Pour éviter les rébellions au sein de l’armée, le nouveau pouvoir a aussi démantelé la « Sorbonne », lieu de rassemblement et véritable forum des partisans de Laurent Gbagbo. Outre sa dimension politique, le lieu était surtout réputé pour abriter des activités illégales et des trafics en tout genre.
LE CASSE-TÊTE DE L’INVESTITURE D’ALASSANE OUATTARA
Malgré le retour au calme, le statut politique et juridique d’Alassane Ouattara continue d’alimenter les débats. « Ado » (contraction d’Alassane Dramane Ouattara) n’a toujours pas été reconnu comme président par le Conseil constitutionnel. Son investiture ne devrait avoir lieu que « dans la seconde quinzaine de mai », selon des déclarations faites à la TCI, chaîne de télévision du nouveau président. L’événement devrait se tenir dans la capitale politique, Yamoussoukro (dans le centre du pays), et le nouveau gouvernement serait formé dans la foulée.
Dans cette perspective, Alassane Ouattara a reçu le président du Conseil constitutionnel, Paul Yao N’Dré, qui aura la tâche de le reconnaître comme président.
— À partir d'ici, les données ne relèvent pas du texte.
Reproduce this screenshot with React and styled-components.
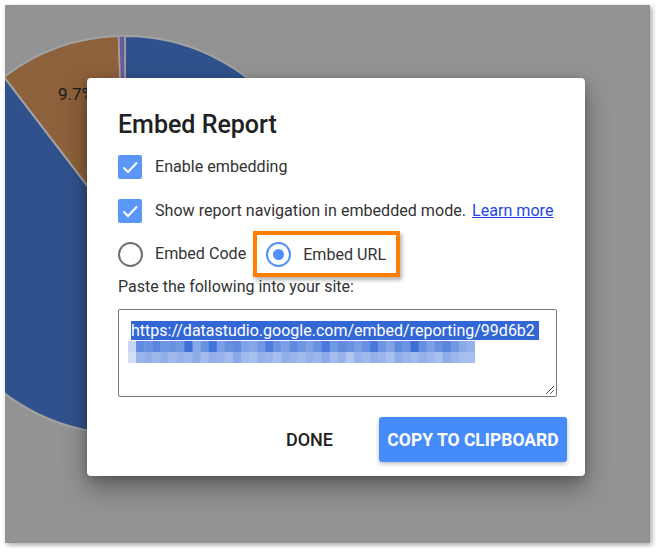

Mais les soutiens de Laurent Gbagbo espèrent encore que le Conseil constitutionnel, acquis à l’ex-président, refuse de reconnaître l’élection de M. Ouattara. En décembre, Paul Yao N’Dré avait invalidé les résultats de la commission électorale, certifiés par l’ONU, donnant M. Ouattara vainqueur, et proclamé la réélection de Laurent Gbagbo avec 51,45 % des suffrages. Le politologue Michel Galy confirme qu’il « sera difficile pour le Conseil constitutionnel d’inverser complètement sa décision de décembre ». Dans cette perspective, il craint que « le cycle de violences ne se perpétue ».